I tried this and found a bug in the code.

The PlotRange in dirunalplot in this code is:

PlotRange -> {{dates[[1, 1 ;; 2]], Automatic}, All}*)

This produced an error that I corrected by making the following change:

PlotRange -> {{dates[[1]], dates[[1 ;; 2]], Automatic}, All}

It’s the code still working to gmail? Using Mathematica 9?

I received this error:

—————————————————————————————————————————————————————-

Java::excptn: A Java exception occurred: javax.mail.FolderNotFoundException: [Gmail]/Sent Mail not found

at com.sun.mail.imap.IMAPFolder.checkExists(IMAPFolder.java:388)

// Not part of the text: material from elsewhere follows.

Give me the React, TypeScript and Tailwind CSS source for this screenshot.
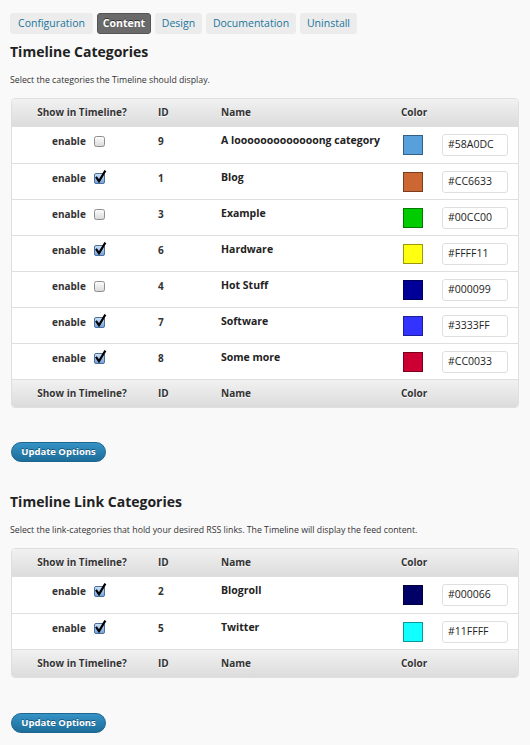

at com.sun.mail.imap.IMAPFolder.open(IMAPFolder.java:1000)

at InboxReader.dateStrings(InboxReader.java:15).

—————————————————————————————————————————————————————-

I have tried another Gmail outbox names “[Gmail]/Saida” as is it in Portuguese, but with no success.

Discovered. It was my Brazilian Portuguese mail account that do not work with the “Sent” mail box. I tested in an English account and worked nice.

I seldom comment, but after looking at some

of the responses here Analyzing Your Email with Mathematica-Wolfram Blog.

I do have 2 questions for you if you do not mind.

Is it just me or does it look like like a few of the remarks look like they are written by

brain dead individuals? :-P And, if you are posting on additional social sites, I’d like to keep

up with anything fresh you have to post.

Could you post a list of all of all your public sites like your twitter feed,

Facebook page or linkedin profile?

The code still works for Gmail with Mathematica 9 and the fix that was mentioned by David Srebnick in the comment above:

”

I tried this and found a bug in the code.

The PlotRange in dirunalplot in this code is:

PlotRange -> {{dates[[1, 1 ;; 2]], Automatic}, All}*)

This produced an error that I corrected by making the following change:

PlotRange -> {{dates[[1]], dates[[1 ;; 2]], Automatic}, All}

”

The code will not work in Mathematica 10 (you will see lines instead of dots, which will ruin the visualisation).

If you get a gmail login error, try disabling the additional security in your google account.